Eight Years Wanderings in Ceylon

By Sir Samuel W. Baker | Go to book overview

CHAPTER XII.

THE PEARL FISHERY -- DESOLATION OF THE COAST -- HARBOR OF TRINCOMALEE -- FATAL ATTACK BY A SHARK -- FEROCIOUS CROCODILES -- SALT MONOPOLY -- SALT LAKES -- METHOD OF COLLECTION -- NEGLECT OF CEYLON HIDES -- FISH AND FISHING -- PRIMITIVE TACKLE -- OYSTER AND PENKNIVES -- A NIGHT BIVOUAC FOR A NOVICE -- NO DINNER, BUT A GOOD FIRE -- WILD YAMS AND CONSEQUENCES -- THE ELEPHANTS' DUEL -- A HUNTING HERMITAGE -- BLUEBEARD'S LAST HUNT -- THE LEOPARD -- BLUEBEARD'S DEATH -- LEOPARD SHOT.

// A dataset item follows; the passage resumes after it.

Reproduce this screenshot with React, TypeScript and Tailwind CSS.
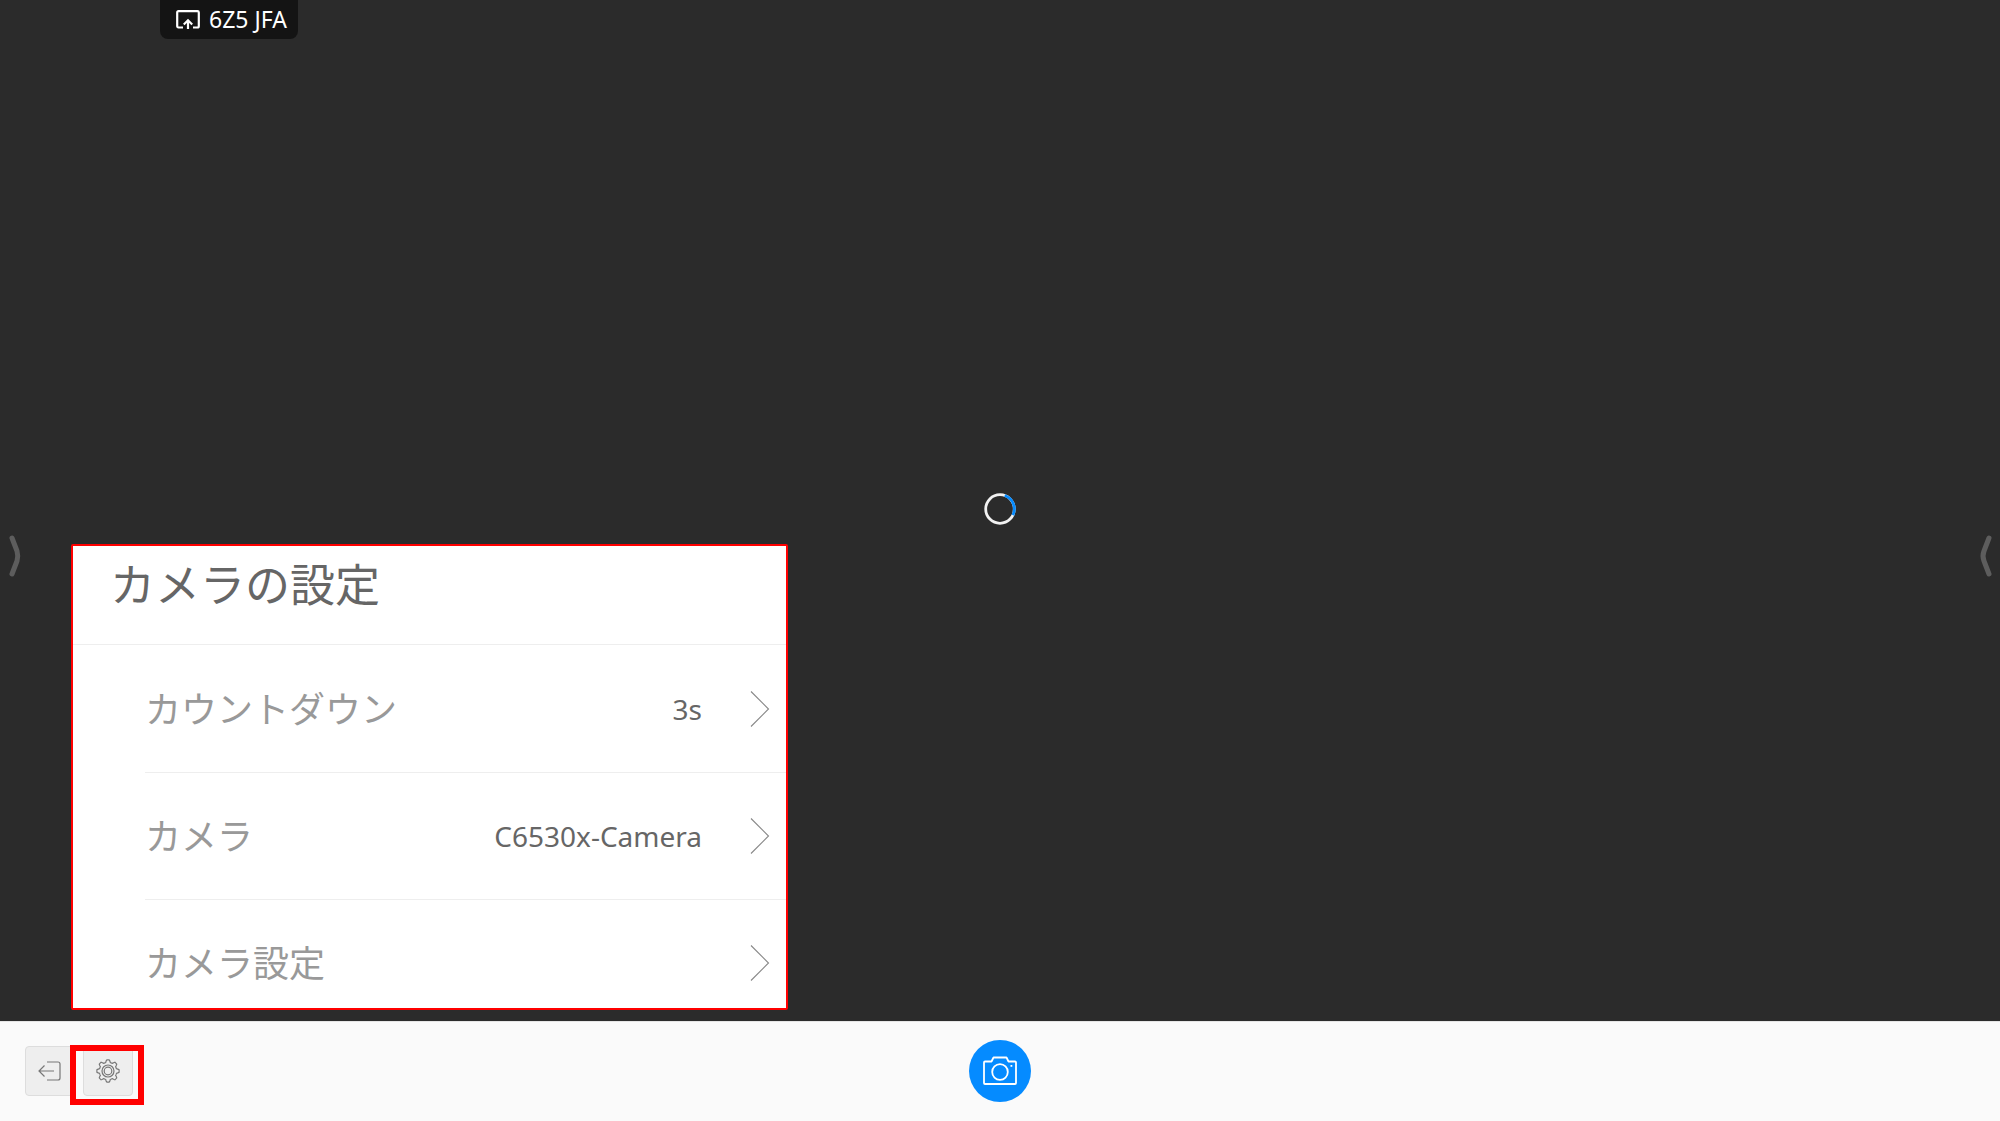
const SETTINGS = [
  { label: 'カウントダウン', value: '3s' },
  { label: 'カメラ', value: 'C6530x-Camera' },
  { label: 'カメラ設定', value: '' },
];

function ShareIcon() {
  return (
    <svg className="h-5 w-6" viewBox="0 0 24 20" fill="none" stroke="#fff" strokeWidth="2.200" aria-hidden="true">
      <path d="M7 17.500H2.500Q1.200 17.500 1.200 16V2.500Q1.200 1.200 2.500 1.200H21.500Q22.800 1.200 22.800 2.500V16Q22.800 17.500 21.500 17.500H17" />
      <path d="M12 19V11M7.800 14.500L12 10.300L16.200 14.500" />
    </svg>
  );
}

function EdgeHandle({ side }: { side: 'left' | 'right' }) {
  return (
    <button
      type="button"
      aria-label={side === 'left' ? '左パネルを開く' : '右パネルを開く'}
      className="h-10 w-4"
    >
      <svg
        className="h-10 w-4 overflow-visible"
        viewBox="0 0 16 40"
        fill="none"
        stroke="#5d5d5d"
        strokeWidth="5"
        strokeLinecap="round"
        strokeLinejoin="round"
      >
        <path d={side === 'left' ? 'M4 2L9 15Q10.500 20 9 25L4 38' : 'M13 2L8 15Q6 20 8 25L13 38'} />
      </svg>
    </button>
  );
}

function Chevron() {
  return (
    <svg className="h-9 w-5" viewBox="0 0 20 36" fill="none" stroke="#888" strokeWidth="1.100" aria-hidden="true">
      <path d="M1 0.500L18.500 18L1 35.500" />
    </svg>
  );
}

function SettingsPanel() {
  return (
    <section className="absolute bottom-[11px] left-[71px] h-[466px] w-[717px] overflow-hidden rounded-xs border-2 border-[#ff0000] bg-white">
      <h1 className="flex h-[99px] border-b border-[#eee] pt-1.5 pl-[37px] text-[45px] leading-[66px] text-[#666]">
        カメラの設定
      </h1>
      <ul className="pt-px pl-[72px]">
        {SETTINGS.map((item) => (
          <li key={item.label} className="border-b border-[#eee]">
            <button type="button" className="flex h-[126px] w-full items-center pr-4 text-left">
              <span className="flex-1 pt-0.5 text-[36px] text-[#999]">{item.label}</span>
              <span className="mr-12 text-[28px] text-[#666]">{item.value}</span>
              <Chevron />
            </button>
          </li>
        ))}
      </ul>
    </section>
  );
}

function ExitIcon() {
  return (
    <svg className="h-5 w-6" viewBox="0 0 24 20" fill="none" stroke="#777" strokeWidth="1.200" aria-hidden="true">
      <path d="M9 1H20Q22 1 22 3V17Q22 19 20 19H9" />
      <path d="M16 10H1M6.500 4.500L1 10L6.500 15.500" />
    </svg>
  );
}

function gearOutline() {
  const points: string[] = [];
  for (let i = 0; i <= 160; i++) {
    const a = (i / 160) * Math.PI * 2;
    const wave = Math.max(-1, Math.min(1, Math.cos(a * 8) * 1.7));
    const r = 9.9 + wave * 1.2;
    points.push(`${(12 + r * Math.sin(a)).toFixed(2)} ${(12 - r * Math.cos(a)).toFixed(2)}`);
  }
  return `M${points.join('L')}Z`;
}

function GearIcon() {
  return (
    <svg className="size-6" viewBox="0 0 24 24" fill="none" stroke="#777" strokeWidth="1.200" aria-hidden="true">
      <path d={gearOutline()} />
      <circle cx="12" cy="12" r="6" />
      <circle cx="12" cy="12" r="3.800" />
    </svg>
  );
}

function CameraIcon() {
  return (
    <svg className="h-8 w-9" viewBox="0 0 36 32" fill="none" stroke="#fff" strokeWidth="1.800" strokeLinejoin="round" aria-hidden="true">
      <path d="M3 6.500H9.500L11.500 2.500H24.500L26.500 6.500H33Q34 6.500 34 7.500V28Q34 29 33 29H3Q2 29 2 28V7.500Q2 6.500 3 6.500Z" />
      <circle cx="18" cy="17" r="7.800" />
      <rect x="28.500" y="10" width="1.800" height="1.800" fill="#fff" stroke="none" />
    </svg>
  );
}

export default function App() {
  return (
    <div className="relative flex min-h-screen flex-col bg-[#2b2b2b] font-['Noto_Sans','Noto_Sans_CJK_JP',sans-serif]">
      <main className="relative flex flex-1 flex-col">
        <div className="ml-40 flex h-[39px] items-center gap-[9px] self-start rounded-b-lg bg-[#141414] pr-[11px] pl-4 text-[23px] text-white">
          <ShareIcon />
          <span>6Z5 JFA</span>
        </div>
        <div className="absolute inset-0 flex items-center justify-center pb-1" role="status" aria-label="読み込み中">
          <svg className="size-8" viewBox="0 0 32 32" fill="none" strokeWidth="2.800">
            <circle cx="16" cy="16" r="14.300" stroke="#f2f2f2" />
            <path d="M20.700 2.500A14.300 14.300 0 0 1 28.900 22.200" stroke="#058bff" />
          </svg>
        </div>
        <SettingsPanel />
      </main>
      <div className="pointer-events-none absolute inset-0 flex items-center justify-between px-2 pb-2.5">
        <EdgeHandle side="left" />
        <EdgeHandle side="right" />
      </div>
      <footer className="grid h-[100px] grid-cols-3 items-center border-t border-[#e5e5e5] bg-[#fafafa] pb-0.5">
        <div className="flex items-center pl-[25px]">
          <button
            type="button"
            aria-label="終了"
            className="flex size-[50px] items-center justify-center rounded-l border border-[#ddd] bg-[#eee]"
          >
            <ExitIcon />
          </button>
          <div className="relative ml-2">
            <button
              type="button"
              aria-label="カメラの設定"
              className="flex size-[50px] items-center justify-center rounded border border-[#ddd] bg-[#eee]"
            >
              <GearIcon />
            </button>
            <div className="pointer-events-none absolute -top-px -right-[11px] -bottom-[9px] -left-[13px] border-6 border-[#ff0000]" />
          </div>
        </div>
        <button
          type="button"
          aria-label="撮影"
          className="flex size-[62px] items-center justify-center justify-self-center rounded-full bg-[#058bff]"
        >
          <CameraIcon />
        </button>
      </footer>
    </div>
  );
}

WHILE fresh from the subject of government mismanagement, let us turn our eyes in the direction of one of those natural resources of wealth for which Ceylon has ever been renowned -- the "pearl fishery." This was the goose which laid the golden egg, and Sir W. Horton, when governor of Ceylon, was the man who killed the goose.

Here was another fatal instance of the effects of a live years' term of governorship.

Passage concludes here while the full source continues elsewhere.